───── Collected data
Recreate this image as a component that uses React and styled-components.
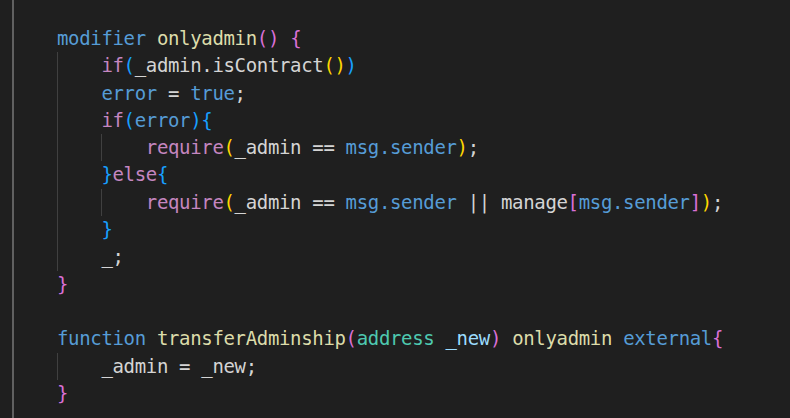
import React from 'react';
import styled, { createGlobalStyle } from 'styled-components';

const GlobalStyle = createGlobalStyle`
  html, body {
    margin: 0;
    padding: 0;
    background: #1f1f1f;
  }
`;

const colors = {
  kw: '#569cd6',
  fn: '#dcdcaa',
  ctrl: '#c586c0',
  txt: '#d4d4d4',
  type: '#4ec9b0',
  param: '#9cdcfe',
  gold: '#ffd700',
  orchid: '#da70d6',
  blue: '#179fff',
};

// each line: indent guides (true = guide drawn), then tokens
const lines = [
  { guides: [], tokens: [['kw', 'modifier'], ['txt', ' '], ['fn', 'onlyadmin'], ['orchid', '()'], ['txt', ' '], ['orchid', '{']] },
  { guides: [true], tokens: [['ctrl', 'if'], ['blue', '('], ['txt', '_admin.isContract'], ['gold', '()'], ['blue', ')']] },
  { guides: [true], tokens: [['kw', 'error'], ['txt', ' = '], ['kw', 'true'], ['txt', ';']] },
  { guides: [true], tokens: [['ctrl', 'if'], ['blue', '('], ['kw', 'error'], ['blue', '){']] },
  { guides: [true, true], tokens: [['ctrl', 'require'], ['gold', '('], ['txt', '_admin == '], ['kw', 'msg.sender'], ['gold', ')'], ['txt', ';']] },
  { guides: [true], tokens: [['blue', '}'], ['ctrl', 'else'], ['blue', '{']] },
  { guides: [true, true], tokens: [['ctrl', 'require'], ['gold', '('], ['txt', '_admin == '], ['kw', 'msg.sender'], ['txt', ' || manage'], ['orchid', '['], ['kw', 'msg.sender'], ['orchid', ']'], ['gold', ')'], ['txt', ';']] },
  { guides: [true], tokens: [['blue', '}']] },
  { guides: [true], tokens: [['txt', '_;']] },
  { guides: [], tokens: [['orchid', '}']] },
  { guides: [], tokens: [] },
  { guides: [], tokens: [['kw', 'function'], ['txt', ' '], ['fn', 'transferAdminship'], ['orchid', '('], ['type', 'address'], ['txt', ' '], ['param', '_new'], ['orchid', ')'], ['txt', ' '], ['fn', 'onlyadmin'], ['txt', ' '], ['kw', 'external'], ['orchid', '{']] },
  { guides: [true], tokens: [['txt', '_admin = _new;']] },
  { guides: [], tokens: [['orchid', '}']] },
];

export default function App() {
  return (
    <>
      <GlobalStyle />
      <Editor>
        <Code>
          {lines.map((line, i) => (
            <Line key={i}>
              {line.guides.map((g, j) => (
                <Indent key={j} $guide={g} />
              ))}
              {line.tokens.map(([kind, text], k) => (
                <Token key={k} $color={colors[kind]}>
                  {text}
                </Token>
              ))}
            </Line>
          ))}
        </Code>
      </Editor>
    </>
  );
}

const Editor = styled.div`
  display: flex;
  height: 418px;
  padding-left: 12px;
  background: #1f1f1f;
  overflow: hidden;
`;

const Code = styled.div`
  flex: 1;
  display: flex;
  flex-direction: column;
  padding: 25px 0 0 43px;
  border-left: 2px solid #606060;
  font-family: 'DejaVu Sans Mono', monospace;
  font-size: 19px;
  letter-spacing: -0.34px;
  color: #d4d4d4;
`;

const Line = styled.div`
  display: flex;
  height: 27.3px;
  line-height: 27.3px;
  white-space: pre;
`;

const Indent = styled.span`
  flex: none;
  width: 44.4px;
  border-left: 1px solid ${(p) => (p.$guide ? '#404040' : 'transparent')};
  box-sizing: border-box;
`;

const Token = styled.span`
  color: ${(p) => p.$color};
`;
──────────
◆ Task statement
In how many lines of the data does the string "React" appear? Give only the number.

◆ Written answer
2